À son tour, la Suisse a encouragé tous les États à adhérer à l’initiative franco-mexicaine et à signer le Code de conduite relatif à l’action du Conseil de sécurité contre le génocide, les crimes contre l’humanité et les crimes de guerre soutenu par le Groupe ACT (Responsabilité, Cohérence, Transparence).
Le droit de veto est l’une des questions essentielles de la réforme du Conseil de sécurité, ont tenu à rappeler l’Allemagne et le Japon. « La force de l’ONU ne réside pas dans la domination d’une minorité, mais dans la volonté collective du plus grand nombre », a tonné le délégué allemand, tandis que son homologue japonais a vu dans le veto « un autre exemple de l’iniquité qui existe au sein du Conseil de sécurité », en plus du manque de représentation équitable de ses membres permanents et non permanents.
La Belgique, au nom du Benelux, a en outre estimé que tous les membres du Conseil doivent agir dans l’esprit de l’Article 27.3 de la Charte des Nations Unies selon lequel « une partie à un différend s’abstient de voter ». À cet égard, la Géorgie a condamné le fait que la Fédération de Russie ait fait usage du veto alors qu’elle était partie au conflit dans les régions d’Abkhazie et de Tskhinvali en Géorgie, et aujourd’hui en Ukraine. Dans le même esprit, la République de Corée a évoqué une « question morale » quand un membre permanent est partie à un vote le concernant.
Quant à la Finlande, au nom des pays nordiques, elle a appelé l’Assemblée à jouer un rôle éminent en matière de résolution des conflits, surtout lorsque le Conseil est incapable d’agir comme ce fut le cas lundi et ce matin. Selon le Guatemala, les intérêts d’une poignée de pays ne doivent pas prévaloir sur l’intérêt général. Au vu de tous ces constats, la Nouvelle-Zélande a recommandé de mettre en œuvre les mesures préconisées par le Pacte pour l’avenir en lien avec la réforme du Conseil de sécurité.

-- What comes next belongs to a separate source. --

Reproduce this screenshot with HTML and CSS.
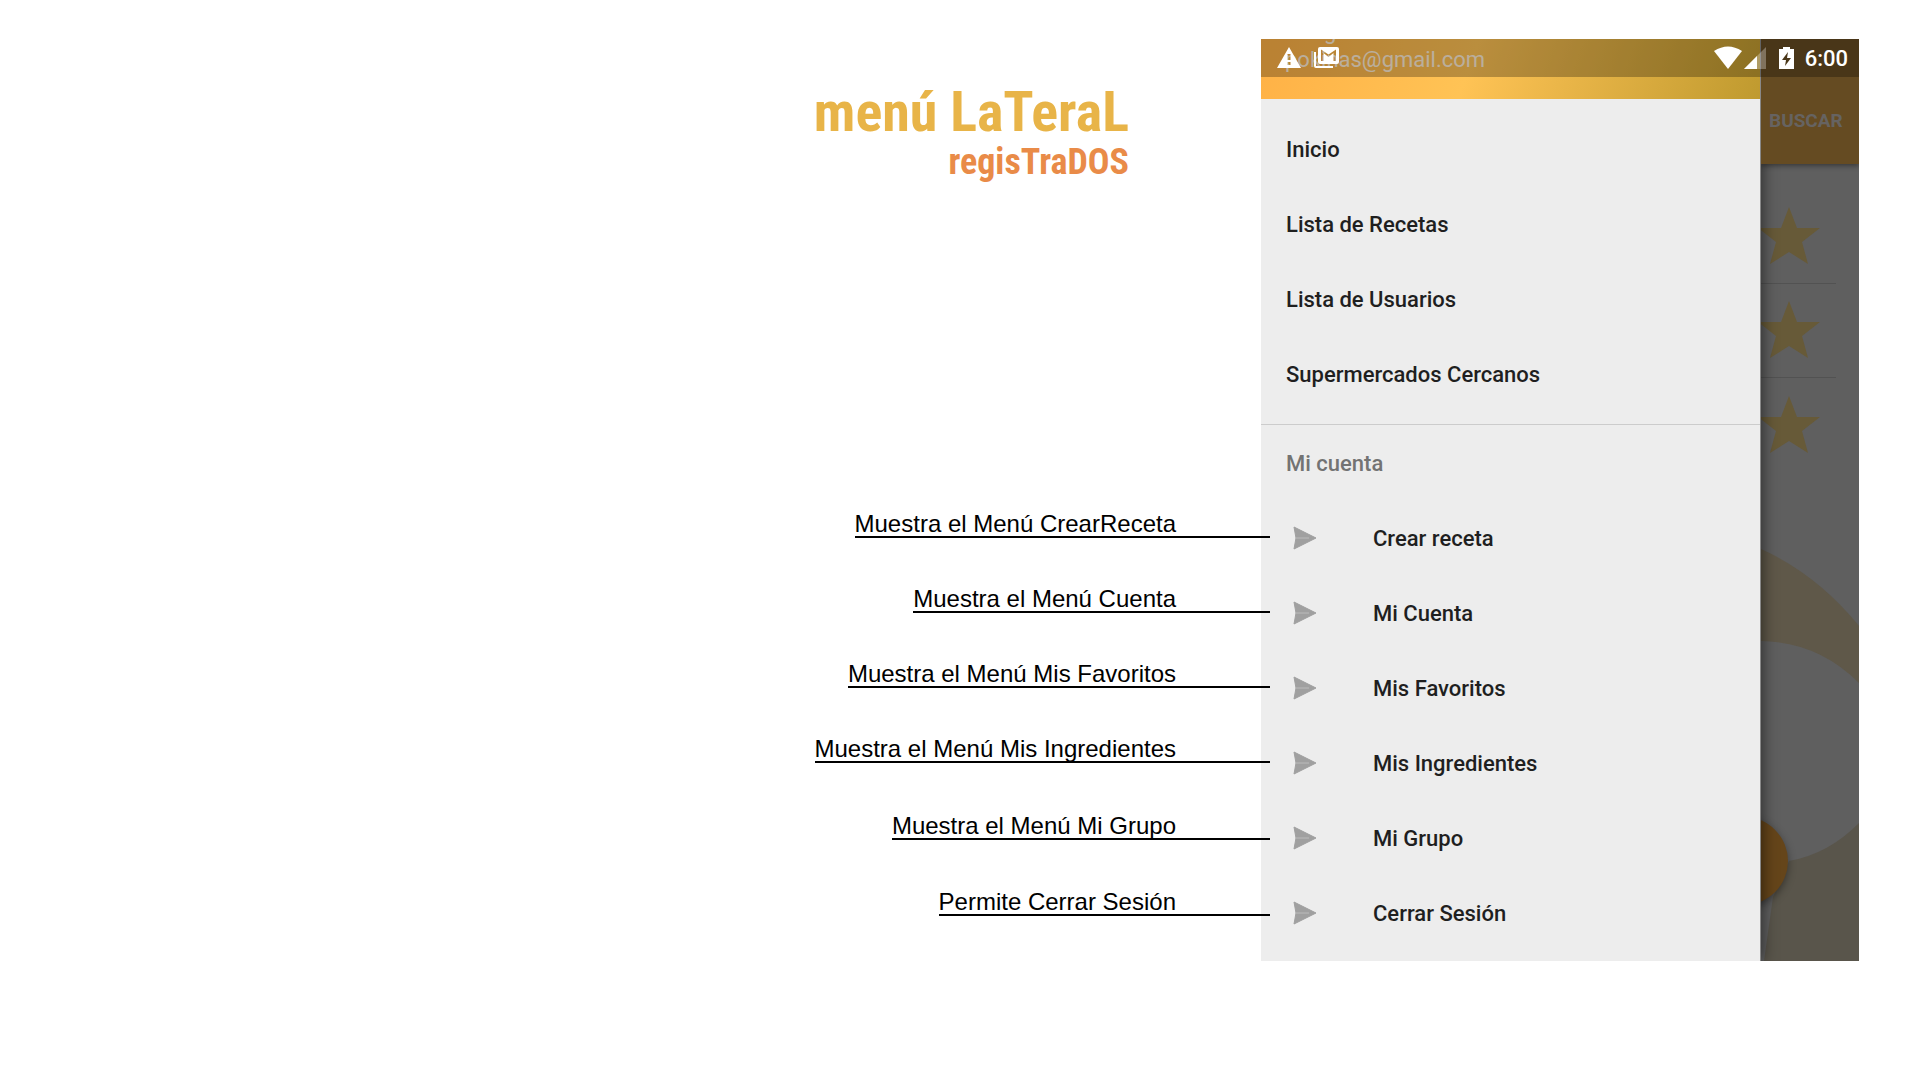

Outrée par le veto américain sur un texte « qui aurait pu donner une lueur d’espoir au peuple palestinien », l’Algérie a appelé à la réforme du Conseil de sécurité, un processus indispensable et inéluctable selon elle, quelles que soient les pierres d’achoppement, afin de rectifier « les carences fonctionnelles dont pâtit l’ordre onusien ». Pour l’Arabie saoudite, c’est l’abus du droit de veto qui a « enhardi » Israël, lui permettant de poursuivre ses « pratiques abjectes » contre le peuple palestinien, et maintenant contre le Liban. De même, Cuba a estimé que le mandat de l’Assemblée est miné par les actions du Conseil et la Barbade a dit être favorable à l’abolition du droit de veto, ou alors à son extension à de nouveaux membres permanents.
Pour la Fédération de Russie, ce n’est pas le veto en soi qu’il faut critiquer, mais bien « le manque de volonté » de certains membres du Conseil de sécurité pour écouter et prendre en compte les opinions des autres et trouver des solutions de compromis. Selon cette délégation, la réforme du Conseil ne doit en aucun cas toucher au droit de veto qui est la pierre angulaire de l’architecture de paix et de sécurité de l’ONU. « Sans le veto, le Conseil de sécurité deviendrait un organe qui estampillerait des résolutions douteuses, imposées par une majorité conditionnelle, dont la mise en œuvre serait impossible. »
En début de séance, l’Assemblée générale a procédé à un vote à bulletin secret pour élire de nouveaux membres à la Commission des Nations Unies pour le droit commercial international (CNUDCI). En dépit du fait que le nombre de candidats correspondait ou était inférieur aux 30 sièges à pourvoir, l’Assemblée avait consenti, le 13 novembre dernier, à suivre la demande de l’Ukraine et de la Fédération de Russie qui appelaient à un scrutin.
Les États suivant ont été élus pour un mandat de six ans à compter du 7 juillet 2025: Afrique du Sud (168 voix), Allemagne (164), Belgique (164), Burundi (172), Canada (163), Chine (174), Congo (171), Côte d’Ivoire (175), El Salvador (175), État plurinational de Bolivie (172), Fédération de Russie (129), France (157), Ghana (175), Hongrie (172), Japon (172), Malaisie (179), Mauritanie (174), Mexique (173), Pérou (174), Philippines (177), République dominicaine (177), République de Corée (169), Royaume-Uni (155), Sierra Leone (174), Singapour (175), Sri Lanka (177), Suède (163), Suisse (168), Uruguay (172), Viet Nam (175) et Zambie (176).
L’Assemblée se penchera ultérieurement sur l’élection de trois autres membres issus du Groupe des États d’Europe orientale et d’un membre du Groupe des États d’Europe occidental et autres États.